Pada DAS Citarum, tidak satu lokasi pun yang kualitas airnya memenuhi baku mutu. Di Waduk Cirata, misalnya, air berkategori buruk untuk air baku minum (Laporan Badan Pengelola Waduk Cirata dan Pusat Penelitian Sumber Daya Alam dan Lingkungan Unpad Bandung Triwulan IV-2010).
Air yang sudah terendapkan di waduk ini juga tak layak untuk perikanan dan peternakan. Padahal, di sana terdapat 50.000-70.000 unit keramba jaring terapung. Setiap hari puluhan ton ikan hasil budidaya dipasarkan kepada konsumen di Bandung, Bekasi, dan Jakarta.
Air Cirata tidak memenuhi syarat untuk air minum karena mengandung H2S, bakteri E coli dan Coliform, serta COD dan BOD melebihi ambang batas. Air tersebut tak layak pula untuk perikanan dan peternakan karena mengandung H2S, NH3-N, NO2-N, Cl2, dan CU.

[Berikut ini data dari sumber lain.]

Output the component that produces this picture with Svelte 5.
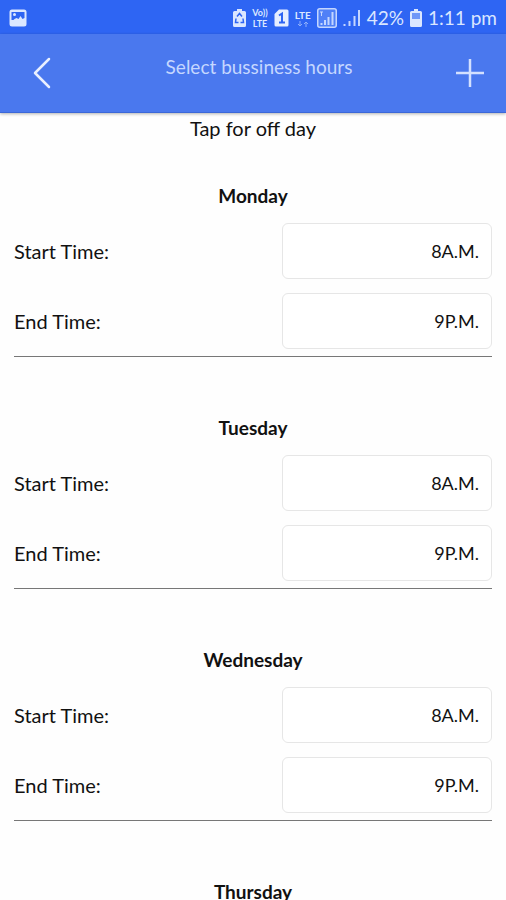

“Kami hanya bisa prihatin karena air jernih dijadikan pembuangan kotoran sapi,” ungkap Agus Darajat, tokoh masyarakat Desa Tarumajaya, Kertasari. Di desa ini, tepatnya di kaki Gunung Wayang, terdapat Situ Cisanti yang menjadi sumber pertama mata air Citarum.
Sampai hilir
Pencemaran dan sedimentasi yang hebat terus mengalir ke hilir Citarum seiring bergulirnya perjalanan sejarah kemerdekaan bangsa. “Tiga bulan sekali bisa dipastikan udang mabuk dan mati di Citarum,” ujar sejumlah warga Desa Tanjungbungin, Karawang, dan Jayasakti, Kabupaten Bekasi, 10 km sebelum muara Citarum di Laut Jawa. Kedua desa di dua kabupaten ini terpisah oleh Sungai Citarum selebar 200-an meter.
“Jika air Citarum dimasukkan ke tambak, hanya ikan bandeng yang bertahan. Semua jenis udang alam tak tahan oleh kotornya air Citarum,” kata Tarman (48), petambak bandeng di Desa Tanjungpakis, Kecamatan Pakisjaya, Karawang, sekitar 10 km dari Laut Jawa.
Perusakan Sungai Citarum ini dibiarkan terus berlangsung. Seandainya Citarum itu manusia, barangkali ia akan berkata, “Sungguh kalian itu bangsa yang tak beradab!”